Written exercise - Return each line of the listing below, unchanged, and omit the images.

Records to process -
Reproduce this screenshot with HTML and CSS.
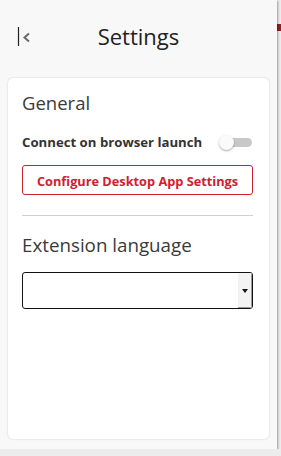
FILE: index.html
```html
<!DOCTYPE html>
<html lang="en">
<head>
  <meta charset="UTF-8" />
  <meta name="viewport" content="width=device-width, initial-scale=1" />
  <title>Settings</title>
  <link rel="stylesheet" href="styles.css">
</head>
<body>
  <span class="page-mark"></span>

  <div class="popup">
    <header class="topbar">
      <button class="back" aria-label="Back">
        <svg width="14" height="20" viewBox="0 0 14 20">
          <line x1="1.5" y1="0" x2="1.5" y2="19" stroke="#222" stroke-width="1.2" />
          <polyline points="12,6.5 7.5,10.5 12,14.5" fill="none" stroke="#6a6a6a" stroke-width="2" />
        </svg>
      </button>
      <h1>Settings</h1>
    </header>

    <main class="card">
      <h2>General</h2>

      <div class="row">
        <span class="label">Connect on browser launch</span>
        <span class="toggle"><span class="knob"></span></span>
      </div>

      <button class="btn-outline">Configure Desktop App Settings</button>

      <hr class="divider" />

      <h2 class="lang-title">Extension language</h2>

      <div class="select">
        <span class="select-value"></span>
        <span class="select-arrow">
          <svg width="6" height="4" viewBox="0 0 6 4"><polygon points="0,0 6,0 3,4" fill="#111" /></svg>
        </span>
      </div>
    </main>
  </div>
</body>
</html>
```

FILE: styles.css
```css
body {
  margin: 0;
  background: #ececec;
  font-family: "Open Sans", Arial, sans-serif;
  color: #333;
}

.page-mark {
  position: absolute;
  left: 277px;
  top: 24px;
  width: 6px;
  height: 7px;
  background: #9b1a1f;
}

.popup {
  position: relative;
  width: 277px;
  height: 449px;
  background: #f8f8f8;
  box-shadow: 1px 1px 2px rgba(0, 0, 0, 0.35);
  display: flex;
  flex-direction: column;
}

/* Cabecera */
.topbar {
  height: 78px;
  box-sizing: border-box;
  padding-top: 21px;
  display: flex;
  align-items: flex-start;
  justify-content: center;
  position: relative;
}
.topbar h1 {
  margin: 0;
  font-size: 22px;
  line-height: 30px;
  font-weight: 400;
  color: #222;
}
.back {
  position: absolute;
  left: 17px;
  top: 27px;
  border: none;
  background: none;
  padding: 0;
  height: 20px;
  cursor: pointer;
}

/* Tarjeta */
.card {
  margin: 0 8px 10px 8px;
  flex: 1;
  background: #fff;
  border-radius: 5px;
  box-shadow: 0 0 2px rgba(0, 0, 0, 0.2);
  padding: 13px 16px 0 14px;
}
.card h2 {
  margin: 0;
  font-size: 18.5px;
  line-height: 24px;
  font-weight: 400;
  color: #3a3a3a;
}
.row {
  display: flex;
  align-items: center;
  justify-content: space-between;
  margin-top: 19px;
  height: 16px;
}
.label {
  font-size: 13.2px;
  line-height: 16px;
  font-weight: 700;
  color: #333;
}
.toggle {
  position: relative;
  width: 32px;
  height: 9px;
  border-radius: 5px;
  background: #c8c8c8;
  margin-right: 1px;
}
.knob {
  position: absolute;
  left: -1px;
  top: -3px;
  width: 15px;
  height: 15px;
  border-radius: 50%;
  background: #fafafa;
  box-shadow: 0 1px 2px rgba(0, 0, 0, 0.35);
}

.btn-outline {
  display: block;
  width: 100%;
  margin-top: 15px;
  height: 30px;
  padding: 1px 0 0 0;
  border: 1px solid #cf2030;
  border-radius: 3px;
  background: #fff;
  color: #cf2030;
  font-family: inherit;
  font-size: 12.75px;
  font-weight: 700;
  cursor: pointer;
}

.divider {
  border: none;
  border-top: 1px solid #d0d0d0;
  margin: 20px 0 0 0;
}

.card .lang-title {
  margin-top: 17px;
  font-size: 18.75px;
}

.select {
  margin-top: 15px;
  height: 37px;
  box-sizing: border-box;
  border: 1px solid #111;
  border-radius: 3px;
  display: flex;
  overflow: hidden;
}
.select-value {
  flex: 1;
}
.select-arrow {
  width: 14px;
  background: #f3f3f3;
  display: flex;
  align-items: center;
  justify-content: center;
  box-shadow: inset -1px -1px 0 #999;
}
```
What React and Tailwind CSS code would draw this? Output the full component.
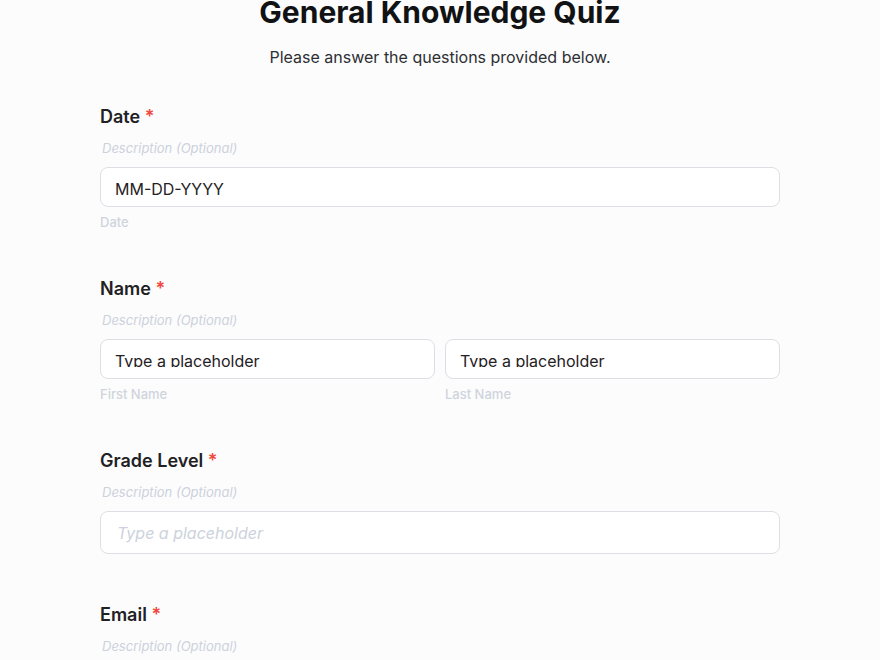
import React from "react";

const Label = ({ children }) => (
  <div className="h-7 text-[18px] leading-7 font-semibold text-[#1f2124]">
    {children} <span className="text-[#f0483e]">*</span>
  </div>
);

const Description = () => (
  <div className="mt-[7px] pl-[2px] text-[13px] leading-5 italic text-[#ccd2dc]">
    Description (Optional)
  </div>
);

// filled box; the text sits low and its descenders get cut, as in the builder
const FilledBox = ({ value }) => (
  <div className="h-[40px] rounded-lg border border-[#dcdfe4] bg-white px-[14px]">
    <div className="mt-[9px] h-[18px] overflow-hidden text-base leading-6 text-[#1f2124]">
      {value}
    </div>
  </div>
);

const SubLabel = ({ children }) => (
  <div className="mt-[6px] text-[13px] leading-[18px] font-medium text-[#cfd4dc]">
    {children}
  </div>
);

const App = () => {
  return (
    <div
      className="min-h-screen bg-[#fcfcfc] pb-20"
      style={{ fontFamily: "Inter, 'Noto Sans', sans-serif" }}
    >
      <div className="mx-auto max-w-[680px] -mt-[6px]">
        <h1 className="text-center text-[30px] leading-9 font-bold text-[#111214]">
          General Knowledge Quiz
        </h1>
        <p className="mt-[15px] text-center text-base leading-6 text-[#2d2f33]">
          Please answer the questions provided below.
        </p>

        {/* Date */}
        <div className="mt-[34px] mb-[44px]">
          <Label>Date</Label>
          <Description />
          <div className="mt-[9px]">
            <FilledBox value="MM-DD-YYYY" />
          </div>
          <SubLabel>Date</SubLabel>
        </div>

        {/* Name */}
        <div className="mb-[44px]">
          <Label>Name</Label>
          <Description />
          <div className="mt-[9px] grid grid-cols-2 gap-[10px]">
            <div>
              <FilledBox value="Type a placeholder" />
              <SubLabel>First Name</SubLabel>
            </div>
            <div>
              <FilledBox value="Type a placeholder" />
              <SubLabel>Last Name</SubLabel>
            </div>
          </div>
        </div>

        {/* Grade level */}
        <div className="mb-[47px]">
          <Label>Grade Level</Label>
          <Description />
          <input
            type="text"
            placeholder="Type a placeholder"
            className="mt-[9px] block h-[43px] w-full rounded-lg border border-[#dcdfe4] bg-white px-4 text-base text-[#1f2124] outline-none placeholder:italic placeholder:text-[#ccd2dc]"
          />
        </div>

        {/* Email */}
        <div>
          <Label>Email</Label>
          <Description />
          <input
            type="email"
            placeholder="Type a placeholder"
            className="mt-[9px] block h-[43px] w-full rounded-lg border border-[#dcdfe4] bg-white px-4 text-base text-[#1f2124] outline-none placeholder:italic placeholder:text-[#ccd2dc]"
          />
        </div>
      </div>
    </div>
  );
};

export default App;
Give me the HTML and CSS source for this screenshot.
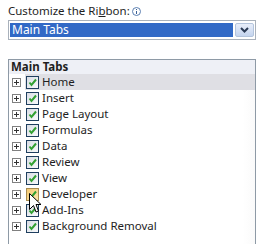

Completed task -
Reproduce this screenshot with HTML and CSS.
FILE: index.html
```html
<!DOCTYPE html>
<html lang="en">
<head>
  <meta charset="UTF-8" />
  <meta name="viewport" content="width=device-width, initial-scale=1" />
  <title>Settings</title>
  <link rel="stylesheet" href="styles.css">
</head>
<body>
  <span class="page-mark"></span>

  <div class="popup">
    <header class="topbar">
      <button class="back" aria-label="Back">
        <svg width="14" height="20" viewBox="0 0 14 20">
          <line x1="1.5" y1="0" x2="1.5" y2="19" stroke="#222" stroke-width="1.2" />
          <polyline points="12,6.5 7.5,10.5 12,14.5" fill="none" stroke="#6a6a6a" stroke-width="2" />
        </svg>
      </button>
      <h1>Settings</h1>
    </header>

    <main class="card">
      <h2>General</h2>

      <div class="row">
        <span class="label">Connect on browser launch</span>
        <span class="toggle"><span class="knob"></span></span>
      </div>

      <button class="btn-outline">Configure Desktop App Settings</button>

      <hr class="divider" />

      <h2 class="lang-title">Extension language</h2>

      <div class="select">
        <span class="select-value"></span>
        <span class="select-arrow">
          <svg width="6" height="4" viewBox="0 0 6 4"><polygon points="0,0 6,0 3,4" fill="#111" /></svg>
        </span>
      </div>
    </main>
  </div>
</body>
</html>
```

FILE: styles.css
```css
body {
  margin: 0;
  background: #ececec;
  font-family: "Open Sans", Arial, sans-serif;
  color: #333;
}

.page-mark {
  position: absolute;
  left: 277px;
  top: 24px;
  width: 6px;
  height: 7px;
  background: #9b1a1f;
}

.popup {
  position: relative;
  width: 277px;
  height: 449px;
  background: #f8f8f8;
  box-shadow: 1px 1px 2px rgba(0, 0, 0, 0.35);
  display: flex;
  flex-direction: column;
}

/* Cabecera */
.topbar {
  height: 78px;
  box-sizing: border-box;
  padding-top: 21px;
  display: flex;
  align-items: flex-start;
  justify-content: center;
  position: relative;
}
.topbar h1 {
  margin: 0;
  font-size: 22px;
  line-height: 30px;
  font-weight: 400;
  color: #222;
}
.back {
  position: absolute;
  left: 17px;
  top: 27px;
  border: none;
  background: none;
  padding: 0;
  height: 20px;
  cursor: pointer;
}

/* Tarjeta */
.card {
  margin: 0 8px 10px 8px;
  flex: 1;
  background: #fff;
  border-radius: 5px;
  box-shadow: 0 0 2px rgba(0, 0, 0, 0.2);
  padding: 13px 16px 0 14px;
}
.card h2 {
  margin: 0;
  font-size: 18.5px;
  line-height: 24px;
  font-weight: 400;
  color: #3a3a3a;
}
.row {
  display: flex;
  align-items: center;
  justify-content: space-between;
  margin-top: 19px;
  height: 16px;
}
.label {
  font-size: 13.2px;
  line-height: 16px;
  font-weight: 700;
  color: #333;
}
.toggle {
  position: relative;
  width: 32px;
  height: 9px;
  border-radius: 5px;
  background: #c8c8c8;
  margin-right: 1px;
}
.knob {
  position: absolute;
  left: -1px;
  top: -3px;
  width: 15px;
  height: 15px;
  border-radius: 50%;
  background: #fafafa;
  box-shadow: 0 1px 2px rgba(0, 0, 0, 0.35);
}

.btn-outline {
  display: block;
  width: 100%;
  margin-top: 15px;
  height: 30px;
  padding: 1px 0 0 0;
  border: 1px solid #cf2030;
  border-radius: 3px;
  background: #fff;
  color: #cf2030;
  font-family: inherit;
  font-size: 12.75px;
  font-weight: 700;
  cursor: pointer;
}

.divider {
  border: none;
  border-top: 1px solid #d0d0d0;
  margin: 20px 0 0 0;
}

.card .lang-title {
  margin-top: 17px;
  font-size: 18.75px;
}

.select {
  margin-top: 15px;
  height: 37px;
  box-sizing: border-box;
  border: 1px solid #111;
  border-radius: 3px;
  display: flex;
  overflow: hidden;
}
.select-value {
  flex: 1;
}
.select-arrow {
  width: 14px;
  background: #f3f3f3;
  display: flex;
  align-items: center;
  justify-content: center;
  box-shadow: inset -1px -1px 0 #999;
}
```
What React and Tailwind CSS code would draw this? Output the full component.
import React from "react";

const Label = ({ children }) => (
  <div className="h-7 text-[18px] leading-7 font-semibold text-[#1f2124]">
    {children} <span className="text-[#f0483e]">*</span>
  </div>
);

const Description = () => (
  <div className="mt-[7px] pl-[2px] text-[13px] leading-5 italic text-[#ccd2dc]">
    Description (Optional)
  </div>
);

// filled box; the text sits low and its descenders get cut, as in the builder
const FilledBox = ({ value }) => (
  <div className="h-[40px] rounded-lg border border-[#dcdfe4] bg-white px-[14px]">
    <div className="mt-[9px] h-[18px] overflow-hidden text-base leading-6 text-[#1f2124]">
      {value}
    </div>
  </div>
);

const SubLabel = ({ children }) => (
  <div className="mt-[6px] text-[13px] leading-[18px] font-medium text-[#cfd4dc]">
    {children}
  </div>
);

const App = () => {
  return (
    <div
      className="min-h-screen bg-[#fcfcfc] pb-20"
      style={{ fontFamily: "Inter, 'Noto Sans', sans-serif" }}
    >
      <div className="mx-auto max-w-[680px] -mt-[6px]">
        <h1 className="text-center text-[30px] leading-9 font-bold text-[#111214]">
          General Knowledge Quiz
        </h1>
        <p className="mt-[15px] text-center text-base leading-6 text-[#2d2f33]">
          Please answer the questions provided below.
        </p>

        {/* Date */}
        <div className="mt-[34px] mb-[44px]">
          <Label>Date</Label>
          <Description />
          <div className="mt-[9px]">
            <FilledBox value="MM-DD-YYYY" />
          </div>
          <SubLabel>Date</SubLabel>
        </div>

        {/* Name */}
        <div className="mb-[44px]">
          <Label>Name</Label>
          <Description />
          <div className="mt-[9px] grid grid-cols-2 gap-[10px]">
            <div>
              <FilledBox value="Type a placeholder" />
              <SubLabel>First Name</SubLabel>
            </div>
            <div>
              <FilledBox value="Type a placeholder" />
              <SubLabel>Last Name</SubLabel>
            </div>
          </div>
        </div>

        {/* Grade level */}
        <div className="mb-[47px]">
          <Label>Grade Level</Label>
          <Description />
          <input
            type="text"
            placeholder="Type a placeholder"
            className="mt-[9px] block h-[43px] w-full rounded-lg border border-[#dcdfe4] bg-white px-4 text-base text-[#1f2124] outline-none placeholder:italic placeholder:text-[#ccd2dc]"
          />
        </div>

        {/* Email */}
        <div>
          <Label>Email</Label>
          <Description />
          <input
            type="email"
            placeholder="Type a placeholder"
            className="mt-[9px] block h-[43px] w-full rounded-lg border border-[#dcdfe4] bg-white px-4 text-base text-[#1f2124] outline-none placeholder:italic placeholder:text-[#ccd2dc]"
          />
        </div>
      </div>
    </div>
  );
};

export default App;
Give me the HTML and CSS source for this screenshot.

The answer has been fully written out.